** start STORED DATA **

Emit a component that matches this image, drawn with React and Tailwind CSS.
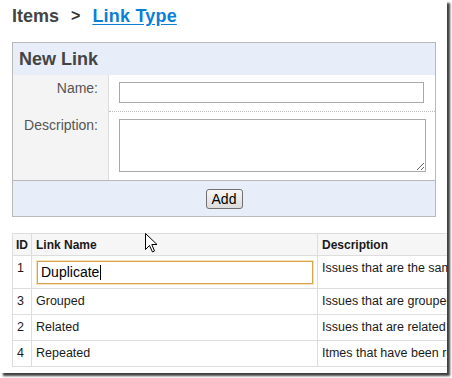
export default function App() {
  const font = { fontFamily: '"Liberation Sans", Arial, sans-serif' };
  return (
    <div className="relative w-[452px] h-[378px] bg-white" style={font}>
      <div className="relative w-[447px] h-[373px] overflow-hidden bg-white shadow-[3px_3px_2px_rgba(0,0,0,0.75)]">
        <div className="pl-[12px] pt-[5px]">
          <div className="flex items-center h-[22px] leading-[22px] text-[18px] font-bold">
            <span className="text-[#444444]">Items</span>
            <span className="ml-[12px] text-[#333333] text-[16px]">&gt;</span>
            <a href="#" className="ml-[12px] text-[#0b7fd6] underline underline-offset-2 tracking-[0.2px]">
              Link Type
            </a>
          </div>

          <div className="mt-[15px] w-[424px] border border-[#b9b9b9]">
            <div className="h-[32px] bg-[#e8eef9] pl-[6px] flex items-center text-[18px] font-bold text-[#444444]">
              New Link
            </div>
            <div className="grid grid-cols-[96px_1fr]">
              <div className="h-[37px] bg-[#f4f4f4] border-r border-[#dddddd] text-right pr-[10px] pt-[5px] text-[14px] leading-[16px] text-[#555555]">
                Name:
              </div>
              <div className="h-[37px] border-b border-dotted border-[#bbbbbb] pl-[10px] pt-[7px]">
                <input
                  type="text"
                  className="block w-[305px] h-[21px] border border-[#a9a9a9] bg-white outline-none"
                />
              </div>
              <div className="h-[68px] bg-[#f4f4f4] border-r border-[#dddddd] text-right pr-[10px] pt-[5px] text-[14px] leading-[16px] text-[#555555]">
                Description:
              </div>
              <div className="h-[68px] pl-[10px] pt-[7px]">
                <textarea className="block w-[307px] h-[53px] border border-[#a9a9a9] bg-white outline-none" />
              </div>
            </div>
            <div className="h-[36px] bg-[#e8eef9] border-t border-[#b9b9b9] flex justify-center pt-[8px]">
              <button className="h-[20px] w-[37px] rounded-[3px] border border-[#707070] bg-gradient-to-b from-[#f6f6f6] to-[#dcdcdc] text-[14px] leading-[18px] text-black">
                Add
              </button>
            </div>
          </div>

          <table className="mt-[16px] table-fixed border-collapse w-[640px] text-[12.5px] text-[#1a1a1a]">
            <colgroup>
              <col className="w-[19px]" />
              <col className="w-[286px]" />
              <col className="w-[335px]" />
            </colgroup>
            <thead>
              <tr className="h-[22px] bg-[#f6f6f6]">
                <th className="border border-[#dddddd] text-left font-bold text-[12px] pl-[3px]">ID</th>
                <th className="border border-[#dddddd] text-left font-bold text-[12px] pl-[4px]">Link Name</th>
                <th className="border border-[#dddddd] text-left font-bold text-[12px] pl-[4px]">Description</th>
              </tr>
            </thead>
            <tbody>
              <tr>
                <td className="border border-[#dddddd] align-top pl-[4px] pt-[5px] leading-[15px]">1</td>
                <td className="border border-[#dddddd] align-top px-[5px] pt-[5px] pb-[4px]">
                  <div className="h-[23px] w-[276px] border border-[#d9a24c] shadow-[0_0_0_1px_#f5e2bd] bg-white flex items-center pl-[3px] text-[14px] text-black">
                    Duplicate
                    <span className="inline-block w-[1px] h-[15px] bg-black ml-[1px]" />
                  </div>
                </td>
                <td className="border border-[#dddddd] align-top pl-[4px] pt-[5px] leading-[15px] whitespace-nowrap overflow-hidden">
                  Issues that are the same
                </td>
              </tr>
              <tr className="h-[26px]">
                <td className="border border-[#dddddd] pl-[4px]">3</td>
                <td className="border border-[#dddddd] pl-[4px]">Grouped</td>
                <td className="border border-[#dddddd] pl-[4px] whitespace-nowrap overflow-hidden">Issues that are grouped</td>
              </tr>
              <tr className="h-[26px]">
                <td className="border border-[#dddddd] pl-[4px]">2</td>
                <td className="border border-[#dddddd] pl-[4px]">Related</td>
                <td className="border border-[#dddddd] pl-[4px] whitespace-nowrap overflow-hidden">Issues that are related to</td>
              </tr>
              <tr className="h-[26px]">
                <td className="border border-[#dddddd] pl-[4px]">4</td>
                <td className="border border-[#dddddd] pl-[4px]">Repeated</td>
                <td className="border border-[#dddddd] pl-[4px] whitespace-nowrap overflow-hidden">Itmes that have been re</td>
              </tr>
            </tbody>
          </table>
        </div>

        <svg
          className="absolute left-[145px] top-[233px]"
          width="13"
          height="20"
          viewBox="0 0 13 20"
        >
          <path
            d="M0.5 0.5 L0.5 16.5 L4.5 12.5 L7.5 19 L9.5 18 L6.8 11.5 L12 11.5 Z"
            fill="white"
            stroke="black"
            strokeWidth="1"
            strokeLinejoin="miter"
          />
        </svg>
      </div>
    </div>
  );
}
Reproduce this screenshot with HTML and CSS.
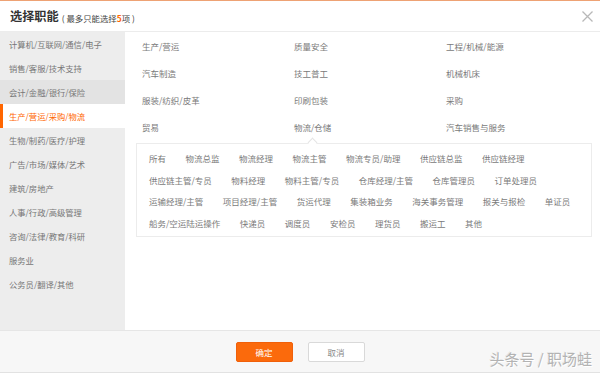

** end STORED DATA **

> _OBJECTIVE_
Omit the pictures, then quote the rest of the material above exactly.

> _TASK RESULT_
Emit a component that matches this image, drawn with React and Tailwind CSS.
export default function App() {
  const font = { fontFamily: '"Liberation Sans", Arial, sans-serif' };
  return (
    <div className="relative w-[452px] h-[378px] bg-white" style={font}>
      <div className="relative w-[447px] h-[373px] overflow-hidden bg-white shadow-[3px_3px_2px_rgba(0,0,0,0.75)]">
        <div className="pl-[12px] pt-[5px]">
          <div className="flex items-center h-[22px] leading-[22px] text-[18px] font-bold">
            <span className="text-[#444444]">Items</span>
            <span className="ml-[12px] text-[#333333] text-[16px]">&gt;</span>
            <a href="#" className="ml-[12px] text-[#0b7fd6] underline underline-offset-2 tracking-[0.2px]">
              Link Type
            </a>
          </div>

          <div className="mt-[15px] w-[424px] border border-[#b9b9b9]">
            <div className="h-[32px] bg-[#e8eef9] pl-[6px] flex items-center text-[18px] font-bold text-[#444444]">
              New Link
            </div>
            <div className="grid grid-cols-[96px_1fr]">
              <div className="h-[37px] bg-[#f4f4f4] border-r border-[#dddddd] text-right pr-[10px] pt-[5px] text-[14px] leading-[16px] text-[#555555]">
                Name:
              </div>
              <div className="h-[37px] border-b border-dotted border-[#bbbbbb] pl-[10px] pt-[7px]">
                <input
                  type="text"
                  className="block w-[305px] h-[21px] border border-[#a9a9a9] bg-white outline-none"
                />
              </div>
              <div className="h-[68px] bg-[#f4f4f4] border-r border-[#dddddd] text-right pr-[10px] pt-[5px] text-[14px] leading-[16px] text-[#555555]">
                Description:
              </div>
              <div className="h-[68px] pl-[10px] pt-[7px]">
                <textarea className="block w-[307px] h-[53px] border border-[#a9a9a9] bg-white outline-none" />
              </div>
            </div>
            <div className="h-[36px] bg-[#e8eef9] border-t border-[#b9b9b9] flex justify-center pt-[8px]">
              <button className="h-[20px] w-[37px] rounded-[3px] border border-[#707070] bg-gradient-to-b from-[#f6f6f6] to-[#dcdcdc] text-[14px] leading-[18px] text-black">
                Add
              </button>
            </div>
          </div>

          <table className="mt-[16px] table-fixed border-collapse w-[640px] text-[12.5px] text-[#1a1a1a]">
            <colgroup>
              <col className="w-[19px]" />
              <col className="w-[286px]" />
              <col className="w-[335px]" />
            </colgroup>
            <thead>
              <tr className="h-[22px] bg-[#f6f6f6]">
                <th className="border border-[#dddddd] text-left font-bold text-[12px] pl-[3px]">ID</th>
                <th className="border border-[#dddddd] text-left font-bold text-[12px] pl-[4px]">Link Name</th>
                <th className="border border-[#dddddd] text-left font-bold text-[12px] pl-[4px]">Description</th>
              </tr>
            </thead>
            <tbody>
              <tr>
                <td className="border border-[#dddddd] align-top pl-[4px] pt-[5px] leading-[15px]">1</td>
                <td className="border border-[#dddddd] align-top px-[5px] pt-[5px] pb-[4px]">
                  <div className="h-[23px] w-[276px] border border-[#d9a24c] shadow-[0_0_0_1px_#f5e2bd] bg-white flex items-center pl-[3px] text-[14px] text-black">
                    Duplicate
                    <span className="inline-block w-[1px] h-[15px] bg-black ml-[1px]" />
                  </div>
                </td>
                <td className="border border-[#dddddd] align-top pl-[4px] pt-[5px] leading-[15px] whitespace-nowrap overflow-hidden">
                  Issues that are the same
                </td>
              </tr>
              <tr className="h-[26px]">
                <td className="border border-[#dddddd] pl-[4px]">3</td>
                <td className="border border-[#dddddd] pl-[4px]">Grouped</td>
                <td className="border border-[#dddddd] pl-[4px] whitespace-nowrap overflow-hidden">Issues that are grouped</td>
              </tr>
              <tr className="h-[26px]">
                <td className="border border-[#dddddd] pl-[4px]">2</td>
                <td className="border border-[#dddddd] pl-[4px]">Related</td>
                <td className="border border-[#dddddd] pl-[4px] whitespace-nowrap overflow-hidden">Issues that are related to</td>
              </tr>
              <tr className="h-[26px]">
                <td className="border border-[#dddddd] pl-[4px]">4</td>
                <td className="border border-[#dddddd] pl-[4px]">Repeated</td>
                <td className="border border-[#dddddd] pl-[4px] whitespace-nowrap overflow-hidden">Itmes that have been re</td>
              </tr>
            </tbody>
          </table>
        </div>

        <svg
          className="absolute left-[145px] top-[233px]"
          width="13"
          height="20"
          viewBox="0 0 13 20"
        >
          <path
            d="M0.5 0.5 L0.5 16.5 L4.5 12.5 L7.5 19 L9.5 18 L6.8 11.5 L12 11.5 Z"
            fill="white"
            stroke="black"
            strokeWidth="1"
            strokeLinejoin="miter"
          />
        </svg>
      </div>
    </div>
  );
}
Reproduce this screenshot with HTML and CSS.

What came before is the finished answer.